Where To Go Online To Secure A Monthly Installment Loan
Unfortunately, lump sums of money don’t grow on trees. But fortunately for you, monthly installment loans can help you branch out and make major purchases, like buying a home or car.
With an installment loan, you receive a lump sum of money upfront, then pay it back to the lender in monthly payments over the life of the loan. Payments will be structured so that the loan is totally repaid by the end of the agreed-upon term.
Online installment loan options abound, whether you’re looking for an auto loan, a mortgage, or another type of loan. You can find comprehensive information about lenders, the various loan options available, terms, and interest rates.
Websites such as Fiona focus on personal loans, which you can use for home improvements or just but anything. The site allows you to compare rates from multiple lenders, with no hidden fees.
Coming To Terms With An Installment Loan
Before you take out an installment loan, it helps to know what exactly the lender is talking about. A few terms to be familiar with before you sign on the dotted line:
Principal: The amount of money you borrowed.
Interest: The amount the lender will charge you for the loan.
APR (Annual Percentage Rate): Refers to the yearly interest rate rolled up with fees associated with taking out the loan.
Term: The number of months/years you have to repay the loan.
Monthly Installment Loans Have Their Benefits
If you’ve never taken out a monthly installment loan, you might be wondering what gives in terms of why they’re so popular. Here’s a look at some of the benefits that might make this type of loan a good choice for you, now or in the future.
You can apply online for an installment loan and receive an offer from a lender within minutes. Once everything is completed and accepted, you could see the funds in your account within a day.
Most online installment loans come with reasonable interest rates that allow for manageable monthly payments. In addition, many installment loans are unsecured, resulting in less risk for you as the borrower. A secured loan, which might carry a better interest rate, requires you to put up collateral such as the car you bought. If you fail to pay back the loan, the lender can opt to take the collateral.
For most installment loans, the interest you pay will be “fixed” or “simple,” meaning that the interest rate won’t change during the life of the loan. You can count on your payments being the same, month after month, and you’ll know exactly when the debt will be paid in full.
Be Aware Of The Pitfalls
There are some online lenders, just like some brick-and-mortar institutions, that offer questionable practices. It pays to conduct due diligence and avoid any of the following before you sign on the dotted line.
Legitimate lenders don’t send unsolicited texts or make cold calls regarding loan opportunities; they advertise their services through standard channels such as website banners, commercials, and billboards. File unsolicited offers under the category ‘If it seems to good to be true, then it probably is.’
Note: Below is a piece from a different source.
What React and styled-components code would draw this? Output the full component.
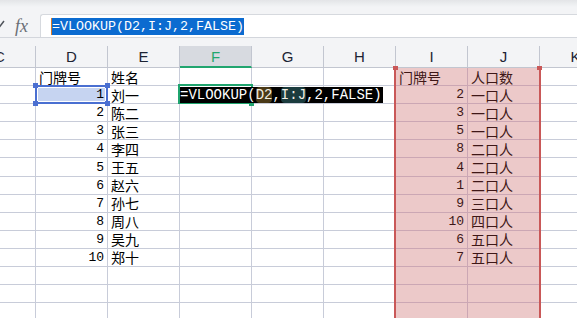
import React from "react";
import styled, { createGlobalStyle } from "styled-components";

const COL_W = 72;
const ROW_H = 18.1;
const COLUMNS = ["C", "D", "E", "F", "G", "H", "I", "J", "K"];
const ACTIVE_COL = "F";
const RANGE_COLS = ["I", "J"];
const ROW_COUNT = 14;

const names = ["刘一", "陈二", "张三", "李四", "王五", "赵六", "孙七", "周八", "吴九", "郑十"];
const lookup = [
  [2, "一口人"],
  [3, "一口人"],
  [5, "一口人"],
  [8, "二口人"],
  [4, "二口人"],
  [1, "二口人"],
  [9, "三口人"],
  [10, "四口人"],
  [6, "五口人"],
  [7, "五口人"],
];

function buildRows() {
  const rows = [];
  for (let r = 0; r < ROW_COUNT; r++) {
    const row = {};
    if (r === 0) {
      row.D = "门牌号";
      row.E = "姓名";
      row.I = "门牌号";
      row.J = "人口数";
    } else if (r <= 10) {
      row.D = r;
      row.E = names[r - 1];
      row.I = lookup[r - 1][0];
      row.J = lookup[r - 1][1];
    }
    rows.push(row);
  }
  return rows;
}

const rows = buildRows();
const colIndex = (c) => COLUMNS.indexOf(c);

export default function App() {
  return (
    <>
      <GlobalStyle />
      <Window>
        <FormulaBar>
          <IconSlot>
            <CheckIcon viewBox="0 0 12 12">
              <polyline points="1,6 5,10 11,2" />
            </CheckIcon>
            <FxLabel>fx</FxLabel>
          </IconSlot>
          <InputBox>
            <Caret />
            <BarSelection>=VLOOKUP(D2,I:J,2,FALSE)</BarSelection>
          </InputBox>
        </FormulaBar>

        <HeaderArea>
          <HeaderRow>
            {COLUMNS.map((c) => (
              <HeaderCell key={c} $active={c === ACTIVE_COL}>
                {c}
              </HeaderCell>
            ))}
          </HeaderRow>
        </HeaderArea>

        <Sheet>
          {rows.map((row, r) =>
            COLUMNS.map((c) => {
              const value = row[c];
              const inRange = RANGE_COLS.includes(c);
              return (
                <Cell
                  key={`${c}${r}`}
                  $range={inRange}
                  $selected={c === "D" && r === 1}
                  $num={typeof value === "number"}
                >
                  {value}
                </Cell>
              );
            })
          )}

          <RangeFrame $col={colIndex("I")}>
            <RangeHandle $side="left" />
            <RangeHandle $side="right" />
          </RangeFrame>

          <SelectionBox $col={colIndex("D")} $row={1}>
            <BlueHandle $v="top" $h="left" />
            <BlueHandle $v="top" $h="right" />
            <BlueHandle $v="bottom" $h="left" />
            <BlueHandle $v="bottom" $h="right" />
          </SelectionBox>

          <ActiveBox $col={colIndex(ACTIVE_COL)} $row={1}>
            <FillHandle />
          </ActiveBox>

          <Editor $col={colIndex(ACTIVE_COL)} $row={1}>
            =VLOOKUP(<Ref $tone="#4a3a17">D2</Ref>,<Ref $tone="#1b3c3e">I:J</Ref>,2,FALSE)
          </Editor>
        </Sheet>
      </Window>
    </>
  );
}

const GlobalStyle = createGlobalStyle`
  html, body {
    margin: 0;
    padding: 0;
    background: #ffffff;
    overflow: hidden;
  }
`;

const Window = styled.div`
  width: 577px;
  height: 318px;
  overflow: hidden;
  background: #ffffff;
  font-family: "Liberation Sans", Arial, sans-serif;
`;

const FormulaBar = styled.div`
  height: 38px;
  box-sizing: border-box;
  display: flex;
  align-items: flex-end;
  border-bottom: 1px solid #d3d6dc;
  background: linear-gradient(#e3e4e7 0, #eceef0 4px, #f3f4f6 7px);
`;

const IconSlot = styled.div`
  width: 40px;
  height: 23px;
  display: flex;
  align-items: center;
  flex-shrink: 0;
`;

const CheckIcon = styled.svg`
  width: 12px;
  height: 12px;
  margin-left: -7px;
  margin-top: -2px;
  fill: none;
  stroke: #4f535a;
  stroke-width: 1.5;
`;

const FxLabel = styled.span`
  margin-left: 10px;
  font-family: "Liberation Serif", "Times New Roman", serif;
  font-style: italic;
  font-size: 18px;
  color: #6a6e75;
  line-height: 18px;
`;

const InputBox = styled.div`
  flex: 1;
  height: 23px;
  box-sizing: border-box;
  background: #ffffff;
  border-top: 1px solid #d6d9de;
  border-left: 1px solid #d6d9de;
  border-top-left-radius: 3px;
  display: flex;
  align-items: center;
  padding-left: 10px;
`;

const Caret = styled.span`
  width: 1px;
  height: 17px;
  background: #d97a2a;
`;

const BarSelection = styled.span`
  background: #0b6bd0;
  color: #ffffff;
  font-family: "Liberation Mono", "Courier New", monospace;
  font-size: 13.33px;
  line-height: 17px;
  height: 17px;
  white-space: nowrap;
`;

const HeaderArea = styled.div`
  background: #f3f4f6;
  padding-top: 8px;
`;

const HeaderRow = styled.div`
  display: grid;
  grid-template-columns: repeat(${COLUMNS.length}, ${COL_W}px);
  margin-left: -${COL_W / 2}px;
  height: 22px;
`;

const HeaderCell = styled.div`
  box-sizing: border-box;
  display: flex;
  align-items: center;
  justify-content: center;
  border-right: 1px solid #c2c6d0;
  border-bottom: ${(p) => (p.$active ? "2px solid #21a56f" : "1px solid #c2c6d0")};
  background: ${(p) => (p.$active ? "#d7dae0" : "transparent")};
  color: ${(p) => (p.$active ? "#1fa76f" : "#1c2333")};
  font-size: 15px;
`;

const Sheet = styled.div`
  position: relative;
  display: grid;
  grid-template-columns: repeat(${COLUMNS.length}, ${COL_W}px);
  grid-auto-rows: ${ROW_H}px;
  margin-left: -${COL_W / 2}px;
`;

const Cell = styled.div`
  box-sizing: border-box;
  display: flex;
  align-items: center;
  justify-content: ${(p) => (p.$num ? "flex-end" : "flex-start")};
  padding: 0 3px 0 3px;
  border-right: 1px solid ${(p) => (p.$range ? "#cba7b4" : "#c8ccd9")};
  border-bottom: 1px solid ${(p) => (p.$range ? "#cba7b4" : "#c8ccd9")};
  background: ${(p) => (p.$range ? "#ecc9c9" : p.$selected ? "#c6d4f1" : "#ffffff")};
  color: ${(p) => (p.$range ? "#3e1717" : "#000000")};
  font-family: ${(p) =>
    p.$num
      ? '"Liberation Mono", "Courier New", monospace'
      : '"Noto Sans CJK SC", "Noto Sans", sans-serif'};
  font-size: ${(p) => (p.$num ? "13px" : "14px")};
  line-height: 1;
  white-space: nowrap;
  overflow: hidden;
`;

const RangeFrame = styled.div`
  position: absolute;
  top: 0;
  bottom: 0;
  left: ${(p) => p.$col * COL_W - 2}px;
  width: ${COL_W * 2 + 3}px;
  box-sizing: border-box;
  border-left: 2px solid #c95858;
  border-right: 2px solid #c95858;
  pointer-events: none;
`;

const RangeHandle = styled.span`
  position: absolute;
  top: -2px;
  ${(p) => p.$side}: -3px;
  width: 5px;
  height: 4px;
  background: #c95858;
`;

const SelectionBox = styled.div`
  position: absolute;
  left: ${(p) => p.$col * COL_W - 1}px;
  top: ${(p) => Math.round(p.$row * ROW_H) - 1}px;
  width: ${COL_W + 1}px;
  height: 19px;
  box-sizing: border-box;
  border: 2px solid #4a6fd1;
  box-shadow: inset 0 0 0 1px #ffffff;
`;

const BlueHandle = styled.span`
  position: absolute;
  ${(p) => p.$v}: -4px;
  ${(p) => p.$h}: -4px;
  width: 5px;
  height: 5px;
  background: #4a6fd1;
`;

const ActiveBox = styled.div`
  position: absolute;
  left: ${(p) => p.$col * COL_W - 2}px;
  top: ${(p) => Math.round(p.$row * ROW_H) - 2}px;
  width: ${COL_W + 3}px;
  height: 20px;
  box-sizing: border-box;
  border: 2px solid #1fa46e;
`;

const FillHandle = styled.span`
  position: absolute;
  right: -3px;
  bottom: -4px;
  width: 5px;
  height: 4px;
  background: #1fa46e;
`;

const Editor = styled.div`
  position: absolute;
  left: ${(p) => p.$col * COL_W}px;
  top: ${(p) => Math.round(p.$row * ROW_H) + 1}px;
  height: 16px;
  padding-right: 1px;
  background: #000000;
  color: #ffffff;
  font-family: "Liberation Mono", "Courier New", monospace;
  font-size: 14px;
  line-height: 16px;
  white-space: nowrap;
`;

const Ref = styled.span`
  background: ${(p) => p.$tone};
  border-radius: 4px;
  color: #f3efe4;
`;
The lender offers you a great deal, but with the caveat that unless you sign right then and there, the offer will be rescinded and you’ll lose out. High-pressure tactics could signal that the lender is trying to rush the deal through because they’re hiding something.
Payday loans are not the economic windfall that the name implies; in fact, this type of loan can wreak havoc on your finances. These small, super-fast loans come at a price in the form of extortionate interest rates that can run as high as 300%, 400%, or even 500% APR.
If a lender doesn’t ask for your complete personal information and doesn’t run your credit score before offering you a loan, they might not be legitimate. When a lender doesn’t conduct thorough checks, be wary of accepting money from them.
Legitimately offering a loan and lending money requires knowledge, professionalism, and commitment on behalf of the lender. If you’re working with a lender who seems to be operating in a slipshod manner, you might want to slip in a “thanks, but no thanks” and seek out other financial offers. Red flags to look for include email contacts via @gmail.com, @hotmail.com, or @outlook.com; unsecured websites; or spelling or grammatical errors on an offer letter. If you get the feeling that something isn’t right, look elsewhere for your financial needs.